> Data section
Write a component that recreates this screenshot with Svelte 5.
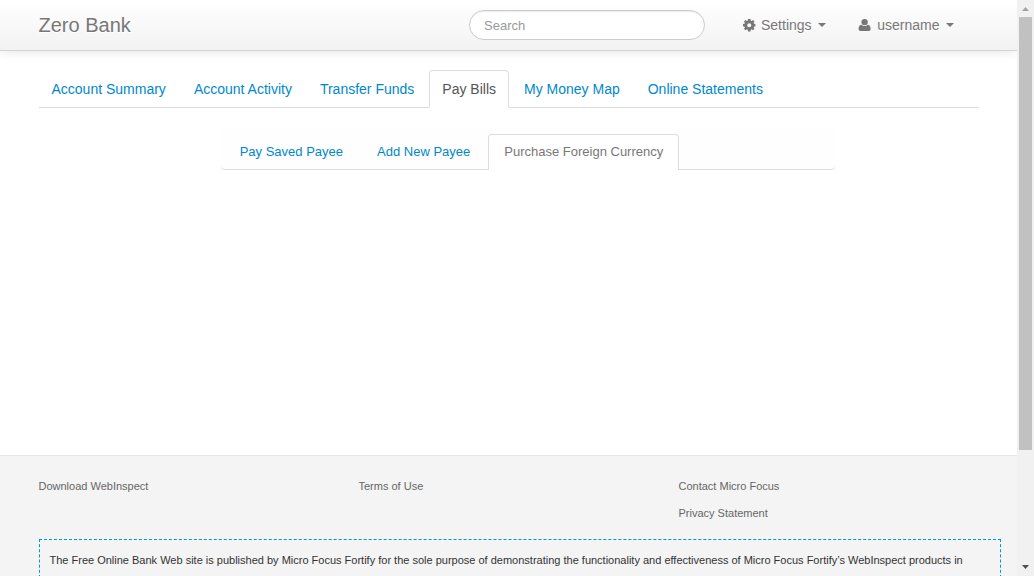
<script>
  const tabs = ['Account Summary', 'Account Activity', 'Transfer Funds', 'Pay Bills', 'My Money Map', 'Online Statements'];
  const billTabs = ['Pay Saved Payee', 'Add New Payee', 'Purchase Foreign Currency'];
  const footerColumns = [['Download WebInspect'], ['Terms of Use'], ['Contact Micro Focus', 'Privacy Statement']];
  const activeTab = 'Pay Bills';
  const activeBillTab = 'Purchase Foreign Currency';
</script>

<div class="window">
  <div class="page">
    <header>
      <div class="container bar">
        <span class="brand">Zero Bank</span>
        <input type="text" placeholder="Search" />
        <div class="menu settings">
          <svg width="14" height="14" viewBox="0 0 14 14" fill="#777">
            <path fill-rule="evenodd" d="M6 1h2.500l.3 1.700.8.350 1.400-1 1.500 1.500-.9 1.350.35.85 1.450.3v2.300l-1.450.3-.35.85.9 1.350-1.500 1.500-1.400-1-.8.350-.3 1.700H6l-.3-1.700-.8-.350-1.400 1-1.500-1.500.9-1.350-.35-.85L1 8.350v-2.300l1.550-.3.35-.85-.9-1.350 1.500-1.500 1.400 1 .8-.350zM7.250 5.150a2.050 2.050 0 1 0 0 4.100 2.050 2.050 0 0 0 0-4.100z" />
          </svg>
          <span>Settings</span><i class="caret"></i>
        </div>
        <div class="menu user">
          <svg width="14" height="14" viewBox="0 0 14 14" fill="#777">
            <circle cx="6.600" cy="4.100" r="3.200" />
            <path d="M3.500 6.700c.8.900 1.900 1.400 3.100 1.400s2.300-.5 3.100-1.400c1.900.1 2.900 1.600 2.900 4.300 0 1.300-.7 2-1.800 2H2.400c-1.100 0-1.800-.7-1.800-2 0-2.700 1-4.200 2.900-4.300z" />
          </svg>
          <span>username</span><i class="caret"></i>
        </div>
      </div>
    </header>

    <main class="container">
      <nav class="tabs">
        {#each tabs as tab}
          <span class="tab" class:active={tab === activeTab}>{tab}</span>
        {/each}
      </nav>
      <nav class="bill-tabs">
        {#each billTabs as tab}
          <span class="bill-tab" class:active={tab === activeBillTab}>{tab}</span>
        {/each}
      </nav>
    </main>

    <footer>
      <div class="container links">
        {#each footerColumns as column}
          <div class="column">
            {#each column as link}<span>{link}</span>{/each}
          </div>
        {/each}
      </div>
      <div class="disclaimer">
        The Free Online Bank Web site is published by Micro Focus Fortify for the sole purpose of demonstrating the functionality and effectiveness of Micro Focus Fortify’s WebInspect products in
      </div>
    </footer>
  </div>

  <div class="scrollbar">
    <svg width="17" height="17" viewBox="0 0 17 17"><path d="M5 11l3.500-4 3.500 4z" fill="#a3a3a3" /></svg>
    <div class="thumb"></div>
    <svg class="down" width="17" height="17" viewBox="0 0 17 17"><path d="M5 6l3.500 4L12 6z" fill="#505050" /></svg>
  </div>
</div>

<style>
  :global(body) {
    margin: 0;
    overflow: hidden;
  }
  .window {
    display: flex;
    width: 1034px;
    height: 576px;
    overflow: hidden;
    background: #fff;
    font: 14px/20px "Liberation Sans", Arial, sans-serif;
    color: #333;
  }
  .page {
    display: flex;
    flex-direction: column;
    width: 1017px;
    height: 576px;
    overflow: hidden;
  }
  .container {
    width: 940px;
    margin: 0 auto;
  }
  header {
    flex: none;
    height: 50px;
    border-bottom: 1px solid #d4d4d4;
    background: linear-gradient(#fff, #f2f2f2);
    box-shadow: 0 1px 10px rgba(0, 0, 0, 0.1);
    color: #777;
    text-shadow: 0 1px 0 #fff;
  }
  .bar {
    display: flex;
    align-items: center;
    height: 50px;
  }
  .brand {
    width: 430.5px;
    font-size: 20px;
  }
  input {
    box-sizing: border-box;
    width: 236px;
    height: 30px;
    padding: 4px 14px;
    border: 1px solid #ccc;
    border-radius: 15px;
    background: #fff;
    box-shadow: inset 0 1px 1px rgba(0, 0, 0, 0.075);
    font: 13px/20px "Liberation Sans", Arial, sans-serif;
  }
  input::placeholder {
    color: #999;
    opacity: 1;
  }
  .menu {
    display: flex;
    align-items: center;
  }
  .settings {
    margin-left: 37px;
  }
  .user {
    margin-left: 32.6px;
  }
  .menu svg {
    margin-right: 5px;
  }
  .caret {
    margin-left: 6px;
    border-top: 4px solid #777;
    border-right: 4px solid transparent;
    border-left: 4px solid transparent;
  }
  .user .caret {
    margin-left: 6.6px;
  }
  main {
    flex: none;
    height: 404px;
  }
  .tabs {
    display: flex;
    gap: 2px;
    height: 37px;
    margin-top: 19px;
    border-bottom: 1px solid #ddd;
  }
  .tab {
    height: 20px;
    padding: 8px 12px;
    border: 1px solid transparent;
    border-radius: 4px 4px 0 0;
    color: #08c;
  }
  .tab.active {
    border-color: #ddd;
    border-bottom-color: #fff;
    background: #fff;
    color: #555;
  }
  .bill-tabs {
    display: flex;
    gap: 2px;
    box-sizing: border-box;
    width: 614.8px;
    height: 43px;
    margin: 19px 0 0 182.2px;
    padding: 7px 3px 0;
    border-bottom: 1px solid #ddd;
    border-radius: 4px;
    background: #fefefe;
    font-size: 13px;
  }
  .bill-tab {
    height: 20px;
    padding: 7px 15px 8px;
    border: 1px solid transparent;
    border-bottom: 0;
    border-radius: 4px 4px 0 0;
    color: #08c;
  }
  .bill-tab.active {
    border-color: #ddd;
    background: #fff;
    color: #777;
  }
  footer {
    flex: 1;
    border-top: 1px solid #e5e5e5;
    background: #f4f4f4;
    font-size: 11px;
  }
  .links {
    display: flex;
    height: 63px;
    padding-top: 20px;
    color: #666;
  }
  .column {
    display: flex;
    flex: none;
    flex-direction: column;
    gap: 7px;
    width: 320px;
  }
  .disclaimer {
    box-sizing: border-box;
    width: 962px;
    height: 80px;
    margin-left: 38.5px;
    padding: 10px;
    border: 1px dashed #0096d6;
    white-space: nowrap;
  }
  .scrollbar {
    display: flex;
    flex-direction: column;
    width: 17px;
    height: 576px;
    background: #f1f1f1;
  }
  .scrollbar svg {
    display: block;
    flex: none;
  }
  .thumb {
    width: 13px;
    height: 433px;
    margin-left: 2px;
    background: #c1c1c1;
  }
  .scrollbar .down {
    margin-top: auto;
  }
</style>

> To do
Quote in full the listing given above; the images are to be left out.

> Answer for the task
Write a component that recreates this screenshot with Svelte 5.
<script>
  const tabs = ['Account Summary', 'Account Activity', 'Transfer Funds', 'Pay Bills', 'My Money Map', 'Online Statements'];
  const billTabs = ['Pay Saved Payee', 'Add New Payee', 'Purchase Foreign Currency'];
  const footerColumns = [['Download WebInspect'], ['Terms of Use'], ['Contact Micro Focus', 'Privacy Statement']];
  const activeTab = 'Pay Bills';
  const activeBillTab = 'Purchase Foreign Currency';
</script>

<div class="window">
  <div class="page">
    <header>
      <div class="container bar">
        <span class="brand">Zero Bank</span>
        <input type="text" placeholder="Search" />
        <div class="menu settings">
          <svg width="14" height="14" viewBox="0 0 14 14" fill="#777">
            <path fill-rule="evenodd" d="M6 1h2.500l.3 1.700.8.350 1.400-1 1.500 1.500-.9 1.350.35.85 1.450.3v2.300l-1.450.3-.35.85.9 1.350-1.500 1.500-1.400-1-.8.350-.3 1.700H6l-.3-1.700-.8-.350-1.400 1-1.500-1.500.9-1.350-.35-.85L1 8.350v-2.300l1.550-.3.35-.85-.9-1.350 1.500-1.500 1.400 1 .8-.350zM7.250 5.150a2.050 2.050 0 1 0 0 4.100 2.050 2.050 0 0 0 0-4.100z" />
          </svg>
          <span>Settings</span><i class="caret"></i>
        </div>
        <div class="menu user">
          <svg width="14" height="14" viewBox="0 0 14 14" fill="#777">
            <circle cx="6.600" cy="4.100" r="3.200" />
            <path d="M3.500 6.700c.8.900 1.900 1.400 3.100 1.400s2.300-.5 3.100-1.400c1.900.1 2.900 1.600 2.900 4.300 0 1.300-.7 2-1.800 2H2.400c-1.100 0-1.800-.7-1.800-2 0-2.700 1-4.200 2.900-4.300z" />
          </svg>
          <span>username</span><i class="caret"></i>
        </div>
      </div>
    </header>

    <main class="container">
      <nav class="tabs">
        {#each tabs as tab}
          <span class="tab" class:active={tab === activeTab}>{tab}</span>
        {/each}
      </nav>
      <nav class="bill-tabs">
        {#each billTabs as tab}
          <span class="bill-tab" class:active={tab === activeBillTab}>{tab}</span>
        {/each}
      </nav>
    </main>

    <footer>
      <div class="container links">
        {#each footerColumns as column}
          <div class="column">
            {#each column as link}<span>{link}</span>{/each}
          </div>
        {/each}
      </div>
      <div class="disclaimer">
        The Free Online Bank Web site is published by Micro Focus Fortify for the sole purpose of demonstrating the functionality and effectiveness of Micro Focus Fortify’s WebInspect products in
      </div>
    </footer>
  </div>

  <div class="scrollbar">
    <svg width="17" height="17" viewBox="0 0 17 17"><path d="M5 11l3.500-4 3.500 4z" fill="#a3a3a3" /></svg>
    <div class="thumb"></div>
    <svg class="down" width="17" height="17" viewBox="0 0 17 17"><path d="M5 6l3.500 4L12 6z" fill="#505050" /></svg>
  </div>
</div>

<style>
  :global(body) {
    margin: 0;
    overflow: hidden;
  }
  .window {
    display: flex;
    width: 1034px;
    height: 576px;
    overflow: hidden;
    background: #fff;
    font: 14px/20px "Liberation Sans", Arial, sans-serif;
    color: #333;
  }
  .page {
    display: flex;
    flex-direction: column;
    width: 1017px;
    height: 576px;
    overflow: hidden;
  }
  .container {
    width: 940px;
    margin: 0 auto;
  }
  header {
    flex: none;
    height: 50px;
    border-bottom: 1px solid #d4d4d4;
    background: linear-gradient(#fff, #f2f2f2);
    box-shadow: 0 1px 10px rgba(0, 0, 0, 0.1);
    color: #777;
    text-shadow: 0 1px 0 #fff;
  }
  .bar {
    display: flex;
    align-items: center;
    height: 50px;
  }
  .brand {
    width: 430.5px;
    font-size: 20px;
  }
  input {
    box-sizing: border-box;
    width: 236px;
    height: 30px;
    padding: 4px 14px;
    border: 1px solid #ccc;
    border-radius: 15px;
    background: #fff;
    box-shadow: inset 0 1px 1px rgba(0, 0, 0, 0.075);
    font: 13px/20px "Liberation Sans", Arial, sans-serif;
  }
  input::placeholder {
    color: #999;
    opacity: 1;
  }
  .menu {
    display: flex;
    align-items: center;
  }
  .settings {
    margin-left: 37px;
  }
  .user {
    margin-left: 32.6px;
  }
  .menu svg {
    margin-right: 5px;
  }
  .caret {
    margin-left: 6px;
    border-top: 4px solid #777;
    border-right: 4px solid transparent;
    border-left: 4px solid transparent;
  }
  .user .caret {
    margin-left: 6.6px;
  }
  main {
    flex: none;
    height: 404px;
  }
  .tabs {
    display: flex;
    gap: 2px;
    height: 37px;
    margin-top: 19px;
    border-bottom: 1px solid #ddd;
  }
  .tab {
    height: 20px;
    padding: 8px 12px;
    border: 1px solid transparent;
    border-radius: 4px 4px 0 0;
    color: #08c;
  }
  .tab.active {
    border-color: #ddd;
    border-bottom-color: #fff;
    background: #fff;
    color: #555;
  }
  .bill-tabs {
    display: flex;
    gap: 2px;
    box-sizing: border-box;
    width: 614.8px;
    height: 43px;
    margin: 19px 0 0 182.2px;
    padding: 7px 3px 0;
    border-bottom: 1px solid #ddd;
    border-radius: 4px;
    background: #fefefe;
    font-size: 13px;
  }
  .bill-tab {
    height: 20px;
    padding: 7px 15px 8px;
    border: 1px solid transparent;
    border-bottom: 0;
    border-radius: 4px 4px 0 0;
    color: #08c;
  }
  .bill-tab.active {
    border-color: #ddd;
    background: #fff;
    color: #777;
  }
  footer {
    flex: 1;
    border-top: 1px solid #e5e5e5;
    background: #f4f4f4;
    font-size: 11px;
  }
  .links {
    display: flex;
    height: 63px;
    padding-top: 20px;
    color: #666;
  }
  .column {
    display: flex;
    flex: none;
    flex-direction: column;
    gap: 7px;
    width: 320px;
  }
  .disclaimer {
    box-sizing: border-box;
    width: 962px;
    height: 80px;
    margin-left: 38.5px;
    padding: 10px;
    border: 1px dashed #0096d6;
    white-space: nowrap;
  }
  .scrollbar {
    display: flex;
    flex-direction: column;
    width: 17px;
    height: 576px;
    background: #f1f1f1;
  }
  .scrollbar svg {
    display: block;
    flex: none;
  }
  .thumb {
    width: 13px;
    height: 433px;
    margin-left: 2px;
    background: #c1c1c1;
  }
  .scrollbar .down {
    margin-top: auto;
  }
</style>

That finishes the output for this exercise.